El Heraldo warns that Mexico City faces weeks of uncertainty. "Zapatista commanders are threatening to stay for however long it takes to get the Cocopa law (guaranteeing Indian rights) passed, threatening weeks of unrest for a city as complex as this."

The longer their stay in the capital, "the greater the unnecessary risk to the country's tranquility", the daily said in an editorial.

Subcomandante Marcos on tour
The masked rebel leader greets supporters on the Zapatour
Subcomandante Marcos, it said, "fails to recognise the truth, stuck as he is at the summit of haughty arrogance. A clear majority of Mexicans reject violence as a means of bringing about social and political change".

El Heraldo complained that government efforts to guarantee the rebel leader's security on the so-called Zapatour were "extraordinary, almost raised to the level of national security".

It did however admit the possibility of an attack on him during his address to crowds in the giant central square, the Zocalo.


Writing in a similar vein in El Universal, Alfonso Navarro accused Mr Marcos of hiding behind the Indian cause while yearning for a Marxist revolution.

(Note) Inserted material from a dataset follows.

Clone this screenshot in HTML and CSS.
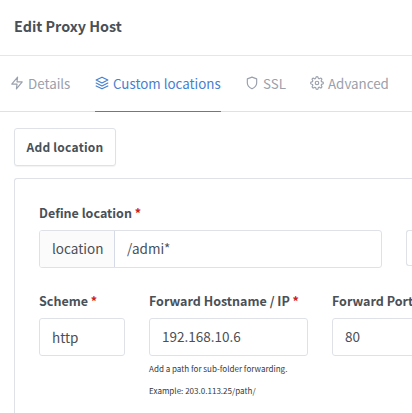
FILE: index.html
```html
<!DOCTYPE html>
<html lang="en">
<head>
<meta charset="utf-8">
<title>Edit Proxy Host</title>
<link rel="stylesheet" href="styles.css">
</head>
<body>
<header class="modal-header"><h5 class="modal-title">Edit Proxy Host</h5></header>
<nav class="tabs">
  <a class="tab tab-details"><svg class="icon" viewBox="0 0 24 24"><path d="M13 2 3 14h9l-1 8 10-12h-9l1-8z"/></svg><span>Details</span></a>
  <a class="tab tab-locations active"><svg class="icon" viewBox="0 0 24 24"><path d="M12 2 2 7l10 5 10-5-10-5zM2 17l10 5 10-5M2 12l10 5 10-5"/></svg><span>Custom locations</span></a>
  <a class="tab tab-ssl"><svg class="icon" viewBox="0 0 24 24"><path d="M12 22s8-4 8-10V5l-8-3-8 3v7c0 6 8 10 8 10z"/></svg><span>SSL</span></a>
  <a class="tab tab-advanced"><svg class="icon" viewBox="0 0 24 24"><circle cx="12" cy="12" r="3"/><path d="M19.4 15a1.65 1.65 0 0 0 .33 1.82l.06.06a2 2 0 0 1-2.83 2.83l-.06-.06a1.65 1.65 0 0 0-1.82-.33 1.65 1.65 0 0 0-1 1.51V21a2 2 0 0 1-4 0v-.09A1.65 1.65 0 0 0 9 19.4a1.65 1.65 0 0 0-1.82.33l-.06.06a2 2 0 0 1-2.83-2.83l.06-.06a1.65 1.65 0 0 0 .33-1.82 1.65 1.65 0 0 0-1.51-1H3a2 2 0 0 1 0-4h.09A1.65 1.65 0 0 0 4.6 9a1.65 1.65 0 0 0-.33-1.82l-.06-.06a2 2 0 0 1 2.83-2.83l.06.06a1.65 1.65 0 0 0 1.82.33H9a1.65 1.65 0 0 0 1-1.51V3a2 2 0 0 1 4 0v.09a1.65 1.65 0 0 0 1 1.51 1.65 1.65 0 0 0 1.82-.33l.06-.06a2 2 0 0 1 2.83 2.83l-.06.06a1.65 1.65 0 0 0-.33 1.82V9a1.65 1.65 0 0 0 1.51 1H21a2 2 0 0 1 0 4h-.09a1.65 1.65 0 0 0-1.51 1z"/></svg><span>Advanced</span></a>
</nav>
<main class="content">
  <button class="btn">Add location</button>
  <section class="card">
    <div class="row row-location">
      <div class="field field-location">
        <label class="label">Define location <span class="req">*</span></label>
        <div class="group"><span class="addon">location</span><div class="control">/admi*</div></div>
      </div>
      <div class="toggle"></div>
    </div>
    <div class="row">
      <div class="field field-scheme">
        <label class="label">Scheme <span class="req">*</span></label>
        <div class="input select">http</div>
      </div>
      <div class="field field-host">
        <label class="label">Forward Hostname / IP <span class="req">*</span></label>
        <div class="input">192.168.10.6</div>
        <p class="hint">Add a path for sub-folder forwarding.</p>
        <p class="hint">Example: 203.0.113.25/path/</p>
      </div>
      <div class="field field-port">
        <label class="label">Forward Port</label>
        <div class="input">80</div>
      </div>
    </div>
  </section>
</main>
</body>
</html>
```
FILE: styles.css
```css
* { box-sizing: border-box; }
html, body { height: 100%; overflow: hidden; }
body {
  display: flex;
  flex-direction: column;
  margin: 0;
  background: #fff;
  color: #495057;
  font-family: "Noto Sans CJK SC", "Open Sans", sans-serif;
  font-size: 13.5px;
  line-height: 22px;
}
.modal-header { flex: none; height: 56px; padding: 14px 14px; border-bottom: 1px solid #e4e6e9; }
.modal-title { margin: 0; font-size: 14.35px; line-height: 24px; font-weight: 700; white-space: nowrap; }
.tabs { display: flex; flex: none; height: 56px; padding-left: 10px; border-bottom: 1px solid #dee2e6; color: #9aa0ac; }
.tab { display: flex; flex: none; height: 56px; padding-top: 17px; gap: 4px; white-space: nowrap; font-size: 13.35px; border-bottom: 1px solid transparent; }
.tab-details { width: 61px; margin-right: 24px; }
.tab-locations { width: 126px; margin-right: 24px; }
.tab-ssl { width: 41px; margin-right: 24px; }
.active { color: #467fcf; border-bottom-color: #467fcf; }
.icon { flex: none; width: 14px; height: 14px; margin-top: 3px; fill: none; stroke: currentColor; stroke-width: 2; stroke-linecap: round; stroke-linejoin: round; }
.content { display: flex; flex-direction: column; flex: 1; min-height: 0; padding: 16px 0 0 14px; }
.btn {
  flex: none; width: 102px; height: 38px; padding: 0;
  border: 1px solid #dee2e8; border-radius: 3px; background: #fff;
  box-shadow: 0 1px 1px rgba(0, 0, 0, .05);
  color: #495057; font: 700 12px/34px "Noto Sans CJK SC", sans-serif; letter-spacing: .24px;
}
.card { flex: 1; min-height: 0; margin-top: 12px; padding: 24px 0 0 24px; border: solid #dee2e8; border-width: 1px 0 0 1px; border-radius: 3px 0 0 0; overflow: hidden; }
.row { display: flex; gap: 24px; }
.row-location { height: 88px; }
.field { flex: none; }
.field-location { width: 343px; }
.field-scheme { width: 86px; }
.field-host { width: 159px; }
.field-port { width: 159px; }
.label { display: block; height: 27px; line-height: 20px; font-weight: 700; font-size: 12.5px; white-space: nowrap; }
.req { color: #cd201f; }
.group { display: flex; height: 38px; border: 1px solid #dee2e8; border-radius: 3px; line-height: 35px; overflow: hidden; }
.addon { width: 75px; padding-left: 12px; border-right: 1px solid #d6dae6; background: #fbfbfc; }
.control { padding-left: 12px; }
.toggle { flex: 1; height: 36px; margin-top: 27px; border: solid #dee2e8; border-width: 1px 0 1px 1px; border-radius: 3px 0 0 3px; }
.input { height: 38px; padding-left: 12px; border: 1px solid #dee2e8; border-radius: 3px; line-height: 34px; }
.select { line-height: 36px; }
.hint { margin: 2px 0 0; line-height: 22px; font-size: 8.05px; color: #343a40; white-space: nowrap; }
.hint + .hint { margin-top: 0; }
```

Many people think Marcos will simply refuse to sign any peace accord

Jose Antonio Crespo in El Universal
"The photo of Che Guevara, the omnipresent icon of the Zapatour, says it all," Mr Navarro argues. "One notes a certain exasperation in the Zapatista leader at the impossibility of installing a Marxist regime in the style of Fidel Castro in Cuba."

"He is wrong if he thinks he is deceiving the Mexican people into thinking the ideological impulse of his fight is Indian rights."

Another El Universal commentator, Jose Antonio Crespo, says a "significant and active minority" would give their "unconditional support" to Mr Marcos, although the majority of Mexicans were backing President Vicente Fox.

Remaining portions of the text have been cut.